Supplied information:
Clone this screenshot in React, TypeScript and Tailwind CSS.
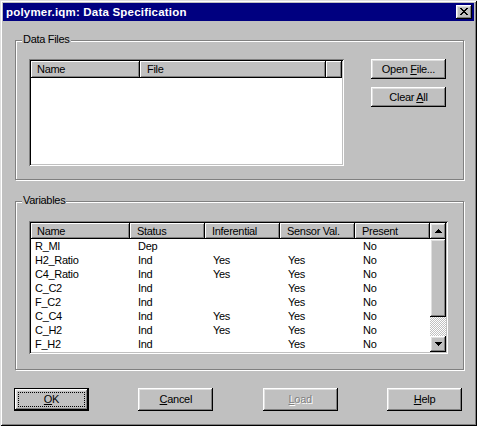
import React from "react";

const RAISED =
  "shadow-[inset_-1px_-1px_0_#000,inset_1px_1px_0_#fff,inset_-2px_-2px_0_#808080,inset_2px_2px_0_#dfdfdf]";
const SUNKEN =
  "shadow-[inset_1px_1px_0_#808080,inset_-1px_-1px_0_#fff,inset_2px_2px_0_#000,inset_-2px_-2px_0_#c0c0c0]";
const HEADER =
  "shadow-[inset_-1px_-1px_0_#000,inset_1px_1px_0_#fff,inset_-2px_-2px_0_#808080]";

function U({ children }: { children: React.ReactNode }) {
  return <span className="underline underline-offset-[1px]">{children}</span>;
}

function Btn({
  children,
  h,
  disabled,
  def,
}: {
  children: React.ReactNode;
  h: string;
  disabled?: boolean;
  def?: boolean;
}) {
  if (def) {
    return (
      <div
        className={`w-[75px] ${h} flex items-center justify-center border border-black bg-[#c0c0c0] shadow-[inset_-1px_-1px_0_#000,inset_1px_1px_0_#fff,inset_-2px_-2px_0_#808080,inset_2px_2px_0_#dfdfdf] p-[3px]`}
      >
        <div className="w-full h-full border border-dotted border-black flex items-center justify-center text-black">
          <span className="whitespace-pre">{children}</span>
        </div>
      </div>
    );
  }
  return (
    <div
      className={`w-[75px] ${h} flex items-center justify-center bg-[#c0c0c0] ${RAISED} ${
        disabled ? "text-[#808080] [text-shadow:1px_1px_0_#fff]" : "text-black"
      }`}
    >
      <span className="whitespace-pre">{children}</span>
    </div>
  );
}

function Group({
  label,
  h,
  mt,
  children,
}: {
  label: string;
  h: string;
  mt: string;
  children: React.ReactNode;
}) {
  return (
    <div
      className={`relative ml-[12px] ${mt} w-[449px] ${h} border border-[#808080] shadow-[inset_1px_1px_0_#fff,1px_1px_0_#fff]`}
    >
      <div className="absolute left-[6px] top-[-8px] bg-[#c0c0c0] px-[1px] leading-[13px]">
        {label}
      </div>
      {children}
    </div>
  );
}

function UpArrow() {
  return (
    <svg width="7" height="4" viewBox="0 0 7 4" shapeRendering="crispEdges">
      <path d="M3 0h1v1h1v1h1v1h1v1H0V3h1V2h1V1h1z" fill="#000" />
    </svg>
  );
}
function DownArrow() {
  return (
    <svg width="7" height="4" viewBox="0 0 7 4" shapeRendering="crispEdges">
      <path d="M0 0h7v1H6v1H5v1H4v1H3V3H2V2H1V1H0z" fill="#000" />
    </svg>
  );
}

function CloseX() {
  const r: [number, number, number][] = [
    [0, 0, 2],
    [6, 0, 2],
    [1, 1, 2],
    [5, 1, 2],
    [2, 2, 4],
    [3, 3, 2],
    [2, 4, 4],
    [1, 5, 2],
    [5, 5, 2],
    [0, 6, 2],
    [6, 6, 2],
  ];
  return (
    <svg width="8" height="7" viewBox="0 0 8 7" shapeRendering="crispEdges">
      {r.map(([x, y, w], i) => (
        <rect key={i} x={x} y={y} width={w} height={1} fill="#000" />
      ))}
    </svg>
  );
}

const rows: [string, string, string, string, string][] = [
  ["R_MI", "Dep", "", "", "No"],
  ["H2_Ratio", "Ind", "Yes", "Yes", "No"],
  ["C4_Ratio", "Ind", "Yes", "Yes", "No"],
  ["C_C2", "Ind", "", "Yes", "No"],
  ["F_C2", "Ind", "", "Yes", "No"],
  ["C_C4", "Ind", "Yes", "Yes", "No"],
  ["C_H2", "Ind", "Yes", "Yes", "No"],
  ["F_H2", "Ind", "", "Yes", "No"],
];

const colW = ["w-[99px]", "w-[75px]", "w-[75px]", "w-[75px]", "w-[75px]"];
const heads = ["Name", "Status", "Inferential", "Sensor Val.", "Present"];

export default function App() {
  return (
    <div className="w-[477px] h-[426px] bg-[#c0c0c0] p-[3px] shadow-[inset_1px_1px_0_#dfdfdf,inset_-1px_-1px_0_#000,inset_2px_2px_0_#fff,inset_-2px_-2px_0_#808080] font-['Liberation_Sans',Arial,sans-serif] text-[11px] tracking-[-0.3px] text-black leading-[13px] select-none">
      {/* Title bar */}
      <div className="h-[18px] bg-[#000080] flex items-center justify-between pl-[3px] pr-[2px]">
        <span className="text-white font-bold text-[11.5px] tracking-[0.2px]">
          polymer.iqm: Data Specification
        </span>
        <div className={`w-[16px] h-[14px] bg-[#c0c0c0] ${RAISED} flex items-center justify-center pr-[1px] pb-[1px]`}>
          <CloseX />
        </div>
      </div>

      {/* Data Files */}
      <Group label="Data Files" h="h-[140px]" mt="mt-[19px]">
        <div className="flex pt-[18px] pl-[13px]">
          <div className={`w-[315px] h-[107px] bg-white p-[2px] ${SUNKEN}`}>
            <div className="flex h-[17px]">
              <div className={`w-[109px] h-full bg-[#c0c0c0] ${HEADER} pl-[6px] flex items-center`}>Name</div>
              <div className={`w-[186px] h-full bg-[#c0c0c0] ${HEADER} pl-[7px] flex items-center`}>File</div>
              <div className={`w-[16px] h-full bg-[#c0c0c0] ${HEADER}`}></div>
            </div>
          </div>
          <div className="ml-[27px] flex flex-col gap-[8px]">
            <Btn h="h-[20px]">
              Open <U>F</U>ile...
            </Btn>
            <Btn h="h-[20px]">
              Clear <U>A</U>ll
            </Btn>
          </div>
        </div>
      </Group>

      {/* Variables */}
      <Group label="Variables" h="h-[169px]" mt="mt-[21px]">
        <div className="pt-[19px] pl-[13px]">
          <div className={`w-[419px] h-[133px] bg-white p-[2px] ${SUNKEN} flex`}>
            <div className="flex flex-col w-[399px]">
              <div className="flex h-[16px]">
                {heads.map((t, i) => (
                  <div
                    key={t}
                    className={`${colW[i]} h-full bg-[#c0c0c0] ${HEADER} ${i === 0 ? "pl-[6px]" : "pl-[7px]"} flex items-center whitespace-nowrap`}
                  >
                    {t}
                  </div>
                ))}
              </div>
              {rows.map((r, ri) => (
                <div key={ri} className="flex h-[14px] items-center">
                  {r.map((c, ci) => (
                    <div key={ci} className={`${colW[ci]} ${ci === 0 ? "pl-[4px]" : "pl-[8px]"} whitespace-nowrap`}>
                      {c}
                    </div>
                  ))}
                </div>
              ))}
            </div>
            <div className="w-[16px] h-full flex flex-col">
              <div className={`h-[16px] bg-[#c0c0c0] ${RAISED} flex items-center justify-center pb-[1px]`}>
                <UpArrow />
              </div>
              <div className={`h-[78px] bg-[#c0c0c0] ${RAISED}`}></div>
              <div className="flex-1 bg-[repeating-conic-gradient(#fff_0_25%,#c0c0c0_0_50%)] bg-[length:2px_2px]"></div>
              <div className={`h-[16px] bg-[#c0c0c0] ${RAISED} flex items-center justify-center pb-[1px]`}>
                <DownArrow />
              </div>
            </div>
          </div>
        </div>
      </Group>

      {/* Bottom buttons */}
      <div className="mt-[18px] ml-[11px] w-[448px] flex justify-between">
        <Btn h="h-[23px]" def>
          <U>O</U>K
        </Btn>
        <Btn h="h-[23px]">
          <U>C</U>ancel
        </Btn>
        <Btn h="h-[23px]" disabled>
          <U>L</U>oad
        </Btn>
        <Btn h="h-[23px]">
          <U>H</U>elp
        </Btn>
      </div>
    </div>
  );
}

Exercise requirements: All of the material above needs to be restated exactly, with no pictures.

Written response:
Clone this screenshot in React, TypeScript and Tailwind CSS.
import React from "react";

const RAISED =
  "shadow-[inset_-1px_-1px_0_#000,inset_1px_1px_0_#fff,inset_-2px_-2px_0_#808080,inset_2px_2px_0_#dfdfdf]";
const SUNKEN =
  "shadow-[inset_1px_1px_0_#808080,inset_-1px_-1px_0_#fff,inset_2px_2px_0_#000,inset_-2px_-2px_0_#c0c0c0]";
const HEADER =
  "shadow-[inset_-1px_-1px_0_#000,inset_1px_1px_0_#fff,inset_-2px_-2px_0_#808080]";

function U({ children }: { children: React.ReactNode }) {
  return <span className="underline underline-offset-[1px]">{children}</span>;
}

function Btn({
  children,
  h,
  disabled,
  def,
}: {
  children: React.ReactNode;
  h: string;
  disabled?: boolean;
  def?: boolean;
}) {
  if (def) {
    return (
      <div
        className={`w-[75px] ${h} flex items-center justify-center border border-black bg-[#c0c0c0] shadow-[inset_-1px_-1px_0_#000,inset_1px_1px_0_#fff,inset_-2px_-2px_0_#808080,inset_2px_2px_0_#dfdfdf] p-[3px]`}
      >
        <div className="w-full h-full border border-dotted border-black flex items-center justify-center text-black">
          <span className="whitespace-pre">{children}</span>
        </div>
      </div>
    );
  }
  return (
    <div
      className={`w-[75px] ${h} flex items-center justify-center bg-[#c0c0c0] ${RAISED} ${
        disabled ? "text-[#808080] [text-shadow:1px_1px_0_#fff]" : "text-black"
      }`}
    >
      <span className="whitespace-pre">{children}</span>
    </div>
  );
}

function Group({
  label,
  h,
  mt,
  children,
}: {
  label: string;
  h: string;
  mt: string;
  children: React.ReactNode;
}) {
  return (
    <div
      className={`relative ml-[12px] ${mt} w-[449px] ${h} border border-[#808080] shadow-[inset_1px_1px_0_#fff,1px_1px_0_#fff]`}
    >
      <div className="absolute left-[6px] top-[-8px] bg-[#c0c0c0] px-[1px] leading-[13px]">
        {label}
      </div>
      {children}
    </div>
  );
}

function UpArrow() {
  return (
    <svg width="7" height="4" viewBox="0 0 7 4" shapeRendering="crispEdges">
      <path d="M3 0h1v1h1v1h1v1h1v1H0V3h1V2h1V1h1z" fill="#000" />
    </svg>
  );
}
function DownArrow() {
  return (
    <svg width="7" height="4" viewBox="0 0 7 4" shapeRendering="crispEdges">
      <path d="M0 0h7v1H6v1H5v1H4v1H3V3H2V2H1V1H0z" fill="#000" />
    </svg>
  );
}

function CloseX() {
  const r: [number, number, number][] = [
    [0, 0, 2],
    [6, 0, 2],
    [1, 1, 2],
    [5, 1, 2],
    [2, 2, 4],
    [3, 3, 2],
    [2, 4, 4],
    [1, 5, 2],
    [5, 5, 2],
    [0, 6, 2],
    [6, 6, 2],
  ];
  return (
    <svg width="8" height="7" viewBox="0 0 8 7" shapeRendering="crispEdges">
      {r.map(([x, y, w], i) => (
        <rect key={i} x={x} y={y} width={w} height={1} fill="#000" />
      ))}
    </svg>
  );
}

const rows: [string, string, string, string, string][] = [
  ["R_MI", "Dep", "", "", "No"],
  ["H2_Ratio", "Ind", "Yes", "Yes", "No"],
  ["C4_Ratio", "Ind", "Yes", "Yes", "No"],
  ["C_C2", "Ind", "", "Yes", "No"],
  ["F_C2", "Ind", "", "Yes", "No"],
  ["C_C4", "Ind", "Yes", "Yes", "No"],
  ["C_H2", "Ind", "Yes", "Yes", "No"],
  ["F_H2", "Ind", "", "Yes", "No"],
];

const colW = ["w-[99px]", "w-[75px]", "w-[75px]", "w-[75px]", "w-[75px]"];
const heads = ["Name", "Status", "Inferential", "Sensor Val.", "Present"];

export default function App() {
  return (
    <div className="w-[477px] h-[426px] bg-[#c0c0c0] p-[3px] shadow-[inset_1px_1px_0_#dfdfdf,inset_-1px_-1px_0_#000,inset_2px_2px_0_#fff,inset_-2px_-2px_0_#808080] font-['Liberation_Sans',Arial,sans-serif] text-[11px] tracking-[-0.3px] text-black leading-[13px] select-none">
      {/* Title bar */}
      <div className="h-[18px] bg-[#000080] flex items-center justify-between pl-[3px] pr-[2px]">
        <span className="text-white font-bold text-[11.5px] tracking-[0.2px]">
          polymer.iqm: Data Specification
        </span>
        <div className={`w-[16px] h-[14px] bg-[#c0c0c0] ${RAISED} flex items-center justify-center pr-[1px] pb-[1px]`}>
          <CloseX />
        </div>
      </div>

      {/* Data Files */}
      <Group label="Data Files" h="h-[140px]" mt="mt-[19px]">
        <div className="flex pt-[18px] pl-[13px]">
          <div className={`w-[315px] h-[107px] bg-white p-[2px] ${SUNKEN}`}>
            <div className="flex h-[17px]">
              <div className={`w-[109px] h-full bg-[#c0c0c0] ${HEADER} pl-[6px] flex items-center`}>Name</div>
              <div className={`w-[186px] h-full bg-[#c0c0c0] ${HEADER} pl-[7px] flex items-center`}>File</div>
              <div className={`w-[16px] h-full bg-[#c0c0c0] ${HEADER}`}></div>
            </div>
          </div>
          <div className="ml-[27px] flex flex-col gap-[8px]">
            <Btn h="h-[20px]">
              Open <U>F</U>ile...
            </Btn>
            <Btn h="h-[20px]">
              Clear <U>A</U>ll
            </Btn>
          </div>
        </div>
      </Group>

      {/* Variables */}
      <Group label="Variables" h="h-[169px]" mt="mt-[21px]">
        <div className="pt-[19px] pl-[13px]">
          <div className={`w-[419px] h-[133px] bg-white p-[2px] ${SUNKEN} flex`}>
            <div className="flex flex-col w-[399px]">
              <div className="flex h-[16px]">
                {heads.map((t, i) => (
                  <div
                    key={t}
                    className={`${colW[i]} h-full bg-[#c0c0c0] ${HEADER} ${i === 0 ? "pl-[6px]" : "pl-[7px]"} flex items-center whitespace-nowrap`}
                  >
                    {t}
                  </div>
                ))}
              </div>
              {rows.map((r, ri) => (
                <div key={ri} className="flex h-[14px] items-center">
                  {r.map((c, ci) => (
                    <div key={ci} className={`${colW[ci]} ${ci === 0 ? "pl-[4px]" : "pl-[8px]"} whitespace-nowrap`}>
                      {c}
                    </div>
                  ))}
                </div>
              ))}
            </div>
            <div className="w-[16px] h-full flex flex-col">
              <div className={`h-[16px] bg-[#c0c0c0] ${RAISED} flex items-center justify-center pb-[1px]`}>
                <UpArrow />
              </div>
              <div className={`h-[78px] bg-[#c0c0c0] ${RAISED}`}></div>
              <div className="flex-1 bg-[repeating-conic-gradient(#fff_0_25%,#c0c0c0_0_50%)] bg-[length:2px_2px]"></div>
              <div className={`h-[16px] bg-[#c0c0c0] ${RAISED} flex items-center justify-center pb-[1px]`}>
                <DownArrow />
              </div>
            </div>
          </div>
        </div>
      </Group>

      {/* Bottom buttons */}
      <div className="mt-[18px] ml-[11px] w-[448px] flex justify-between">
        <Btn h="h-[23px]" def>
          <U>O</U>K
        </Btn>
        <Btn h="h-[23px]">
          <U>C</U>ancel
        </Btn>
        <Btn h="h-[23px]" disabled>
          <U>L</U>oad
        </Btn>
        <Btn h="h-[23px]">
          <U>H</U>elp
        </Btn>
      </div>
    </div>
  );
}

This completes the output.